For me, argument (3) is weak. The conventional ordering of strings is
mostly historic because it lends itself well to cellulose-based
implementations of dictionary data structures for sequences over
small-alphabets (e.g. western languages). This is by no means
fundamental in the mathematical sense. Japanese dictionaries,
for example, often order characters first by the number of strokes
and then by other means; for strings variant of LENGTH-LEX can
be found as well.

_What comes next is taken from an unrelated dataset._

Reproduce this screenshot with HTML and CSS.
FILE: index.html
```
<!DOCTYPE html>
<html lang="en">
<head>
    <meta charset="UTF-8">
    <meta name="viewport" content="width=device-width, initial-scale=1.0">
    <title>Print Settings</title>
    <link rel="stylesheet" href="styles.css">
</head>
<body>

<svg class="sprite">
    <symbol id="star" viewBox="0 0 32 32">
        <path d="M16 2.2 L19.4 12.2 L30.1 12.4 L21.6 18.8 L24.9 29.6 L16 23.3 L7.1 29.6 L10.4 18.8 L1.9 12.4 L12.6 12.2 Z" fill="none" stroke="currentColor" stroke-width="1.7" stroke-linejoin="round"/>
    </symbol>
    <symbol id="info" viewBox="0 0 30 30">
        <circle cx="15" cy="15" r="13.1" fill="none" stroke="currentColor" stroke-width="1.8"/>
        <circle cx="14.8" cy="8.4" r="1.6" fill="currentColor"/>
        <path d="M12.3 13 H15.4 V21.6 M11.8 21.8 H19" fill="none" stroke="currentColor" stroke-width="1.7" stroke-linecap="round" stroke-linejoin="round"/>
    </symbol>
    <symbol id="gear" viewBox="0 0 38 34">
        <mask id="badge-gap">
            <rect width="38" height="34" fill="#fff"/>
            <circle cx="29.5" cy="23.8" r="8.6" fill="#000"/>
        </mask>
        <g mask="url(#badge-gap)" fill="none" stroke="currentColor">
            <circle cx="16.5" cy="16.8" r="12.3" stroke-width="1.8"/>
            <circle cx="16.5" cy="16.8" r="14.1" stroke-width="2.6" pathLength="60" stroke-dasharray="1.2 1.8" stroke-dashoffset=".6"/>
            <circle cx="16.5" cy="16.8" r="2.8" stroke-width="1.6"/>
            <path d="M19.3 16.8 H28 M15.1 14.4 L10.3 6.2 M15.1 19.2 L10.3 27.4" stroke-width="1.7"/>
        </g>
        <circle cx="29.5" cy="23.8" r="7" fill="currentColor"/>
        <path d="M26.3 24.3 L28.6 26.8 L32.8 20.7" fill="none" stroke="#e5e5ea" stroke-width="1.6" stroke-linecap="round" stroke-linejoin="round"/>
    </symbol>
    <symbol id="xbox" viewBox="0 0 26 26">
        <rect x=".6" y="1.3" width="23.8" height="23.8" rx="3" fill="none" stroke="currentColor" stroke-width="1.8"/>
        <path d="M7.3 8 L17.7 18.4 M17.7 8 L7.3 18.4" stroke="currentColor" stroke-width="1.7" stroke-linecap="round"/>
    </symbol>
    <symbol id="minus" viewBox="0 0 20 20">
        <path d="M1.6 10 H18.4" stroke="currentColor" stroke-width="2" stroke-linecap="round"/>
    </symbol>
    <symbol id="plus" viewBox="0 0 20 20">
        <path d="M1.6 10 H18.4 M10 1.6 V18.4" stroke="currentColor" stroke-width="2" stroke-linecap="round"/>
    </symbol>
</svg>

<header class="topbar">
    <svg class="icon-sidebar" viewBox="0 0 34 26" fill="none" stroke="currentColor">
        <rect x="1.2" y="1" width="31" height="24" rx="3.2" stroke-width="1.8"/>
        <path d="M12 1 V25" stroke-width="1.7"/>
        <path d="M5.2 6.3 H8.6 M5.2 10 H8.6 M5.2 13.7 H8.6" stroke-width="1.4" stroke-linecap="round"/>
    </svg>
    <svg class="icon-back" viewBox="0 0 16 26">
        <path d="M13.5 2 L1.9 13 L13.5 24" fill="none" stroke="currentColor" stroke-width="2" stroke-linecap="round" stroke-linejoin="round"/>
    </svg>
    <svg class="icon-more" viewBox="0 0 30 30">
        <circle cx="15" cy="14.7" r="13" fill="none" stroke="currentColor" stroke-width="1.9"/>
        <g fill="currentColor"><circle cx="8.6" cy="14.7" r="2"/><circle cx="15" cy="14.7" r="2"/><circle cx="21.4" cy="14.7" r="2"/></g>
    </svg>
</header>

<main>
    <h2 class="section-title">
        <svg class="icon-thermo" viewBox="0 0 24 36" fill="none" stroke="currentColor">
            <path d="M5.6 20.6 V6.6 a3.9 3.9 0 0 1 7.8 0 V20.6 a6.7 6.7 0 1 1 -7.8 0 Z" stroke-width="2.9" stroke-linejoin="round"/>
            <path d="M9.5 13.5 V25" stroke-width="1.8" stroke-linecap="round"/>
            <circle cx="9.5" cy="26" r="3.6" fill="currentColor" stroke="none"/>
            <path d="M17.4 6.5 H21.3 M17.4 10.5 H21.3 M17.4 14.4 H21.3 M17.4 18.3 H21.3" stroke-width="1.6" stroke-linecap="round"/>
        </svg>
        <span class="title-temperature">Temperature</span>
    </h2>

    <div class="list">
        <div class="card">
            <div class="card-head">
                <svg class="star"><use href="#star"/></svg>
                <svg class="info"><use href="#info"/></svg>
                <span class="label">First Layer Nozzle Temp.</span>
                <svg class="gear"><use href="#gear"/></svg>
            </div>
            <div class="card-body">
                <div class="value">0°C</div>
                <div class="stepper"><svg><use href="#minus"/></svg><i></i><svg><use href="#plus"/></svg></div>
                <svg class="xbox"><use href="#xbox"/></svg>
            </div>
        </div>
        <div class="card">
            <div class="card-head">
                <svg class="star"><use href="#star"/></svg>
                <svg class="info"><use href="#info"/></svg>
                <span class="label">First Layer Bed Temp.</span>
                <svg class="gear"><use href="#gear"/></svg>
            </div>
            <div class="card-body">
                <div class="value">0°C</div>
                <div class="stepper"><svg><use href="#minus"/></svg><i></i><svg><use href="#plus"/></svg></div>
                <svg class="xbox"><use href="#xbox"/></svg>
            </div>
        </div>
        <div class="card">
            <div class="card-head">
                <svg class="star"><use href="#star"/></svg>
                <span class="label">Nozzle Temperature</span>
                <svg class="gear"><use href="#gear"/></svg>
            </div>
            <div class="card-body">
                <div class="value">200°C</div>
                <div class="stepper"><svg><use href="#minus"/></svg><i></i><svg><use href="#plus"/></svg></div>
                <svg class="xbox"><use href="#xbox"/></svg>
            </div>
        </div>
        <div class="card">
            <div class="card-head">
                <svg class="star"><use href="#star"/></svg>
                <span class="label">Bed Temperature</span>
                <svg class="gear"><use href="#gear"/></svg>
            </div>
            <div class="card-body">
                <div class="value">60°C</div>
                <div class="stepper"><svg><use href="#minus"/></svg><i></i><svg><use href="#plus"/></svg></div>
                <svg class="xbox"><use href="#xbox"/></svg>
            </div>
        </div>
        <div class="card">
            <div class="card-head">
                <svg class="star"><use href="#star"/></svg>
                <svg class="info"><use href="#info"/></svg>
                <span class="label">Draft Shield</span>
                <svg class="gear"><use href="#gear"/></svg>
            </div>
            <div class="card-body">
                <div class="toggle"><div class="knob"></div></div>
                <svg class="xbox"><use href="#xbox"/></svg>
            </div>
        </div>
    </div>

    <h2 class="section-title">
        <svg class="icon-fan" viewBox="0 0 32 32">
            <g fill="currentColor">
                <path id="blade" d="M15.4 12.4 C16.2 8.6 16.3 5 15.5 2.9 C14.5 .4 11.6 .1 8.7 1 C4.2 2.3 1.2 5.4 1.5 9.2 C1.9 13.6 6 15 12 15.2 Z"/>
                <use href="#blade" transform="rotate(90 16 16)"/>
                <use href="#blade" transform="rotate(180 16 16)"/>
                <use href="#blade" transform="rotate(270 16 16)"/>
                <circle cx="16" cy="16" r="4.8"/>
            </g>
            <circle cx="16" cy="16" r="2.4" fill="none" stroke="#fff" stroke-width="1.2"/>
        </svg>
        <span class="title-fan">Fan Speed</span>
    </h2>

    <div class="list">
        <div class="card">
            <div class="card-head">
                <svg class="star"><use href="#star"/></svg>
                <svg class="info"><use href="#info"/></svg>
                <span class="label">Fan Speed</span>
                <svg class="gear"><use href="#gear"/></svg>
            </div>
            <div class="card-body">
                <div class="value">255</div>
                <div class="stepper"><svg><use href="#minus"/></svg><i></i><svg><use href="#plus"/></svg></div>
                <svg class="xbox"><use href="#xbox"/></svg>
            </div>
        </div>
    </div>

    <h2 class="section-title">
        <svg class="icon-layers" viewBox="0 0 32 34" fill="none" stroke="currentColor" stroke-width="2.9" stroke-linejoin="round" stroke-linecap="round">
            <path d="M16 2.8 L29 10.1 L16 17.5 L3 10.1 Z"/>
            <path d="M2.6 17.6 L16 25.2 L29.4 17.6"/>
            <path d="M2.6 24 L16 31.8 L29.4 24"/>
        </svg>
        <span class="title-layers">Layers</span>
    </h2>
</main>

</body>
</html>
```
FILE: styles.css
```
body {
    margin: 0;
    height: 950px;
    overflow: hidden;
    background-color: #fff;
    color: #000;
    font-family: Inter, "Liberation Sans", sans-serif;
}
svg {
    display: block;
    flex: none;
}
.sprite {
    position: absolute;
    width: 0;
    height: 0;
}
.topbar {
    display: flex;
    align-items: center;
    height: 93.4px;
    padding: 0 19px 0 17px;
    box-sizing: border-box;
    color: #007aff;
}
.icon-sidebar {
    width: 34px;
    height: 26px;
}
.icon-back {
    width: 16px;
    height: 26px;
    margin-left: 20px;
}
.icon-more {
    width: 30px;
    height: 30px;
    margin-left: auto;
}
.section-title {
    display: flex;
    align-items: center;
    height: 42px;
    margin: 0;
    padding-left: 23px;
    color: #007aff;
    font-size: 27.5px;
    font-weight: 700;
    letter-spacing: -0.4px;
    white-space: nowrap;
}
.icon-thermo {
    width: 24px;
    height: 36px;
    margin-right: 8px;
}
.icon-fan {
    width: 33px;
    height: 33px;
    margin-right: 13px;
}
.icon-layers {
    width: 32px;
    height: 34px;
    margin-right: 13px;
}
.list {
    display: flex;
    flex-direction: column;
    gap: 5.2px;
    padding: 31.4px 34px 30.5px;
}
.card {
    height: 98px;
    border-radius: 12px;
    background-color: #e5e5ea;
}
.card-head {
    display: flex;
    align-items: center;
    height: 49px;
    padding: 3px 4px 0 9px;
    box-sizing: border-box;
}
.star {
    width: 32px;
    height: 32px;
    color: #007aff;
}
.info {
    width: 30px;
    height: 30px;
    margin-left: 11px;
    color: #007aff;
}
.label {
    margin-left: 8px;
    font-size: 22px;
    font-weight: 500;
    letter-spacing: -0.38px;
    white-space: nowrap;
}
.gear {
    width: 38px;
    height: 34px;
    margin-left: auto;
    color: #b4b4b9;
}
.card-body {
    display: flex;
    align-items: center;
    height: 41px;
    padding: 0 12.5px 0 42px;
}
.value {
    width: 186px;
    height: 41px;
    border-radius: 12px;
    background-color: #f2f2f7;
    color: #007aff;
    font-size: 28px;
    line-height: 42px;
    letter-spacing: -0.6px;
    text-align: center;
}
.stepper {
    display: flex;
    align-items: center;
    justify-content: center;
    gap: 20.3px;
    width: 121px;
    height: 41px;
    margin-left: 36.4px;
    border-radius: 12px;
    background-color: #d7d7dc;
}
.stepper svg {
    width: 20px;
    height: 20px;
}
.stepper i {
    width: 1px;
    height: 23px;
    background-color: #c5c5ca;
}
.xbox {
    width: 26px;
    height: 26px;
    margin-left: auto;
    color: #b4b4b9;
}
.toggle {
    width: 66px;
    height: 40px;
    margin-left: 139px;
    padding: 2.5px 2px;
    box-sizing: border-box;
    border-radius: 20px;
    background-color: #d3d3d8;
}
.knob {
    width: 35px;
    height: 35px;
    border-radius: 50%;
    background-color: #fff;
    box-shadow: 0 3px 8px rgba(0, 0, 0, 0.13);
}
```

So to summarize, I am fully convinced that strings
should be ordered LEX by default, but that does not imply vectors and
any other sequence container type should also be ordered LEX.

Given my interpretation of the situation, I would settle for the following:
* Lists are ordered LEX by default.
* Vectors are ordered LENGTH-LEX by default.
* Strings are ordered LEX with case-sensitive character comparison by default.
* The default ordering for lists and vectors donate their name also as
prototype orderings (order "-as-list" or "-as-vector") for other container types
that can be interpreted as sequences.
* Other vector-like data types should define all orderings that are most
natural for them. These need not necessarily be consistent with vectors,
lists, or strings. In case several default orderings are natural, these can
be named differently by appending "-as-<<ordering>>". In the cases of
SRFI 66 and 74 where the ordering is of minor importance, I would
recommend to use LENGTH-LEX to be consistent with this SRFI.

This happens to be the current state of the SRFI specification.